Hanif Kureishi, who wrote the fresh, funny "My Beautiful Laundrette," adapted "My Son the Fanatic" for the screen from his novel. Like "Laundrette" in 1985, this film examines how Pakistanis adapt to Western culture. The results are sometimes amusing, sometimes frightening.

Parvez (Om Puri) has driven a cab in Northern England for 25 years. It's not a particularly exciting job, but he does it to support his wife, Minoo (Gopi Desai), and teen-age son, Farid (Akbar Kurtha).

He's not nearly as successful as his childhood friend, Fizzy, who owns a trendy restaurant and nightclub. This is a point Minoo makes repeatedly to Parvez, even as she rubs his feet after 14 hours on the job.

Minoo is demanding and aloof, and she incessantly criticizes Parvez. When Parvez tries to find his son an English bride of high social standing, Farid rejects his efforts in favor of friends of his own culture.

Parvez withdraws from his family and finds an unusual soulmate in Bettina (Rachel Griffiths in a blond wig), a prostitute he drives from job to job. After both are done with work, they take long walks at dawn and talk in ways he and his wife never do.

Their friendship slowly, tenderly turns into love. That's where the trouble begins.

Parvez, in his desire to become Anglicized, falls deep into the seedy side of English society with Bettina and a group of prostitutes, led by a brash, coke-snorting German businessman (Stellan Skarsgard).

Farid rebels against his father's new lifestyle and becomes the "fanatic" of the film's title. He follows fundamentalist Islamic tenets until they drive him to violence in some of the movie's most disturbing scenes.

"Our cultures--they cannot be mixed!" Farid shouts at his father one night over dinner.

In tackling the racial conflicts the characters face, the film doesn't preach, and that makes its message stronger. Kureishi lets the situations reveal themselves, and allows us to judge for ourselves who's right and who's wrong.

As Parvez, Puri gives a thought-provoking, multilayered performance. He has compassion and love for his son, even as Farid walks out of his life for good. Despite the compromising situations Parvez gets into, we cheer for him to succeed and find happiness, even with a prostitute.

Griffiths shows tenderness and warmth as Bettina, a woman whose lifestyle should have squelched such emotions long ago. The love scenes between Bettina and Parvez are sensuous and intimate. He is not a traditionally attractive man, and he's at least 20 years older than Bettina, but she finds a beauty in him that is stirring.

Skarsgard is hard to watch because his character is so obnoxious, and yet you cannot turn your eyes away. He is completely unpredictable and injects life into Parvez's quiet, dreary existence.

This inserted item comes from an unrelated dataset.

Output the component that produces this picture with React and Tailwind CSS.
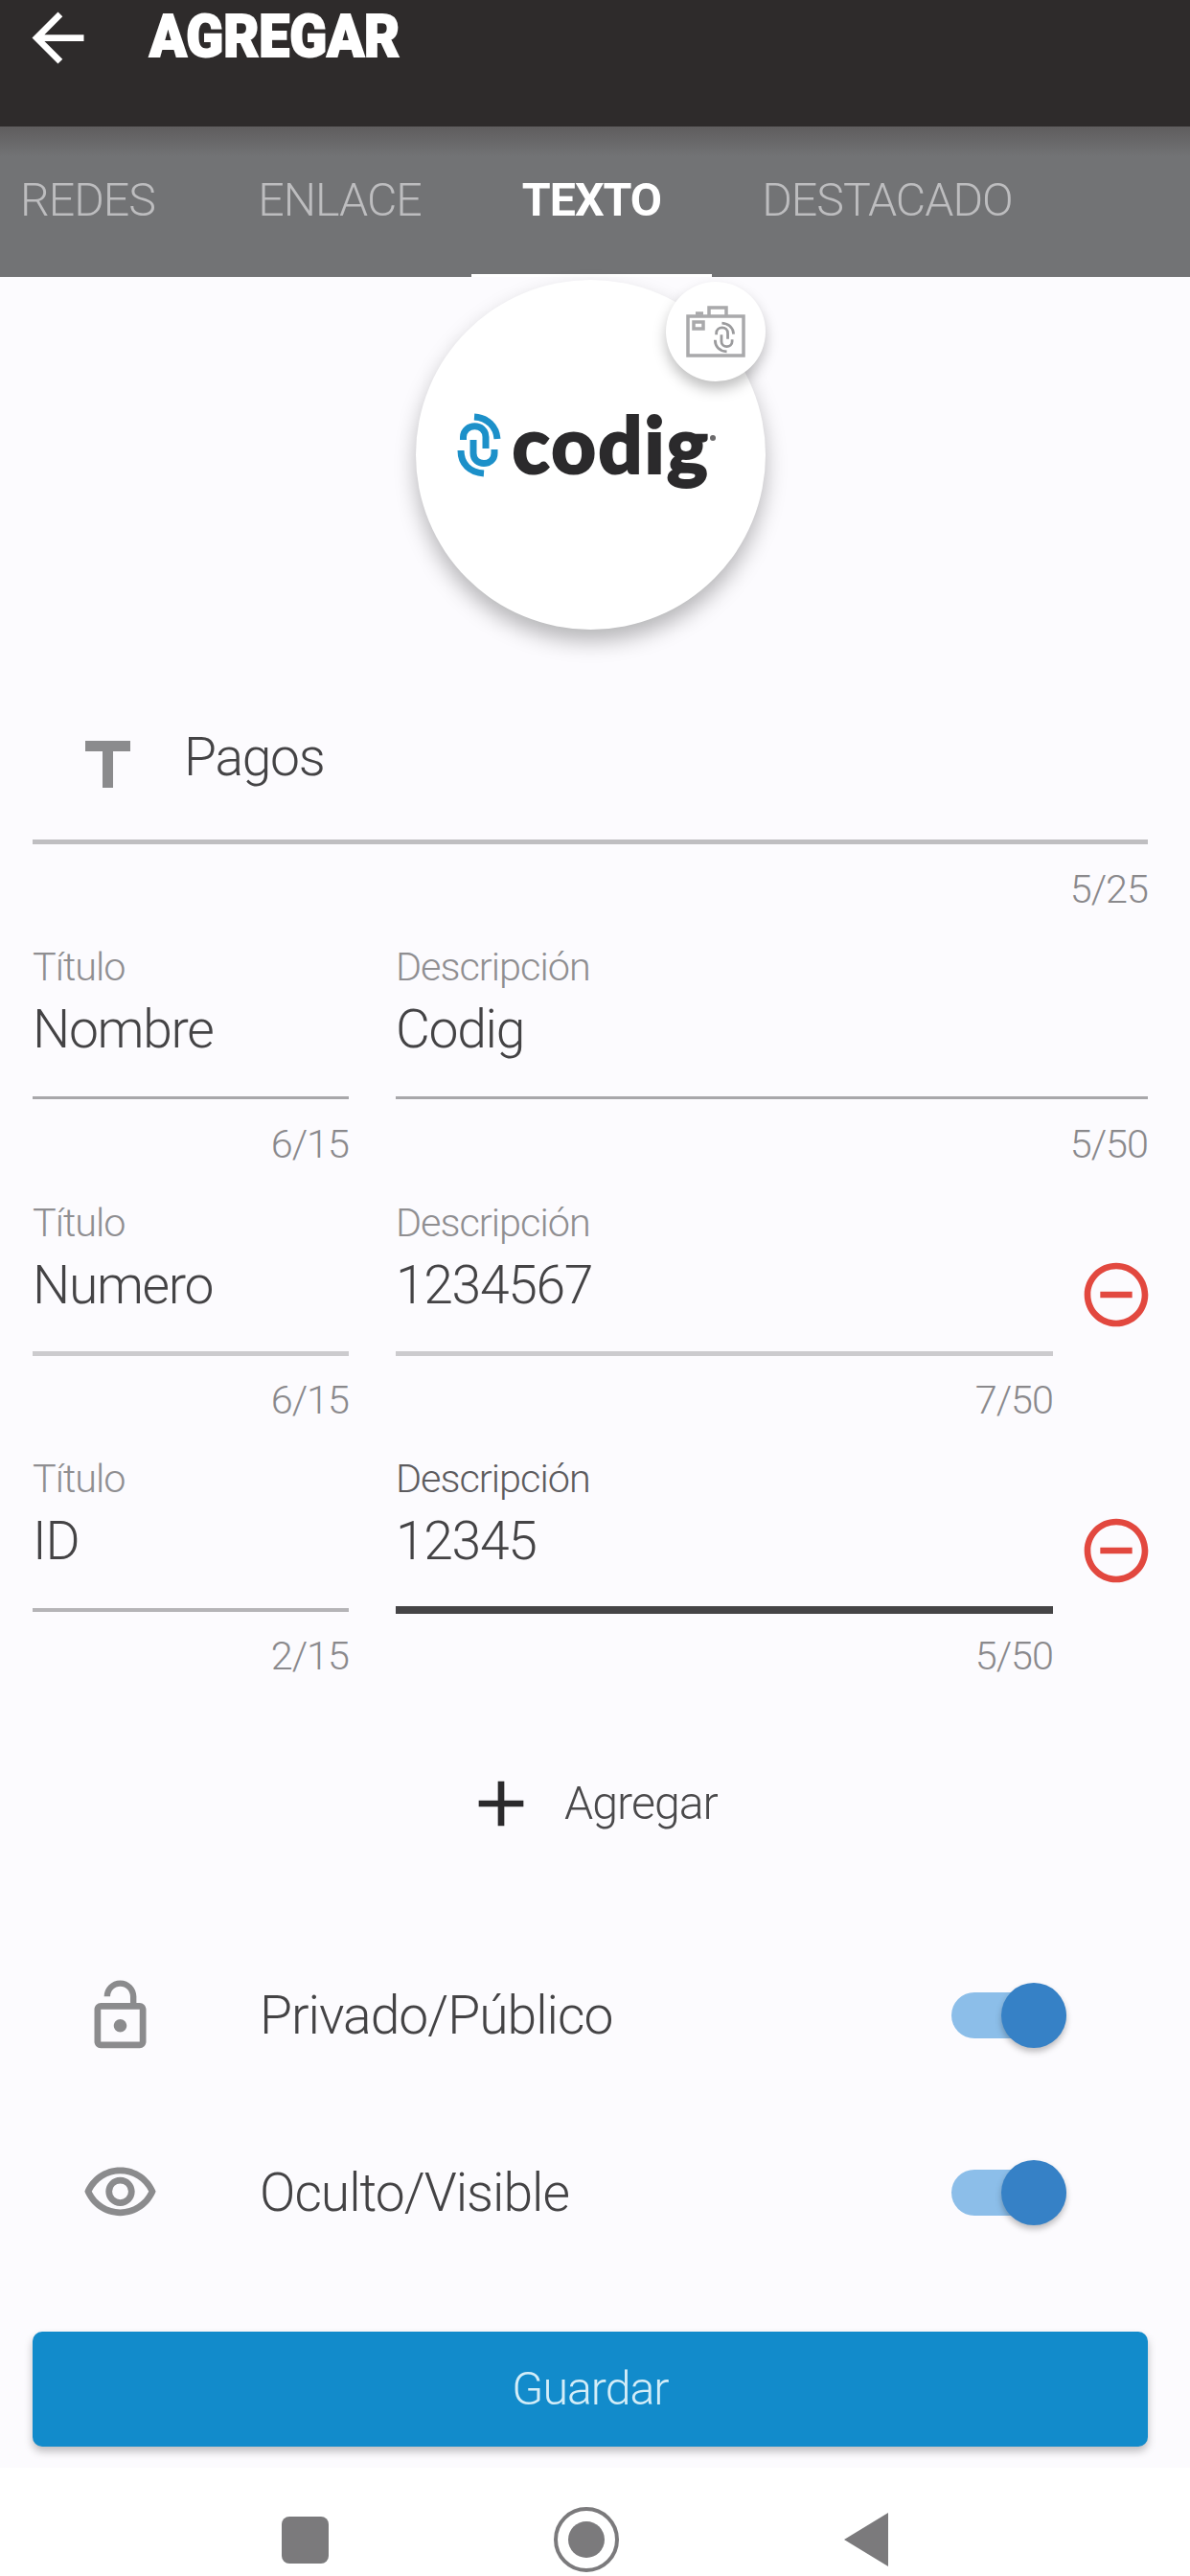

Udayan Prasad's edgy direction and disjointed imagery add to the film's tension. The cab scenes shift from the rearview mirror, to a rainy windshield with wipers whipping across it, to fleeting shots of hookers and neon lights as the cab cruises past them.

"My Son the Fanatic" is derivative at times. A scene in which a john paws Bettina in the back of Parvez's cab is straight out of "Taxi Driver." The character of a prostitute who can be redeemed is in no way original.

But we care about the characters because they are capable of kindness and anger, loyalty and prejudice at the same time. Through them, the film presents a welcome reality--human beings are flawed and contradictory.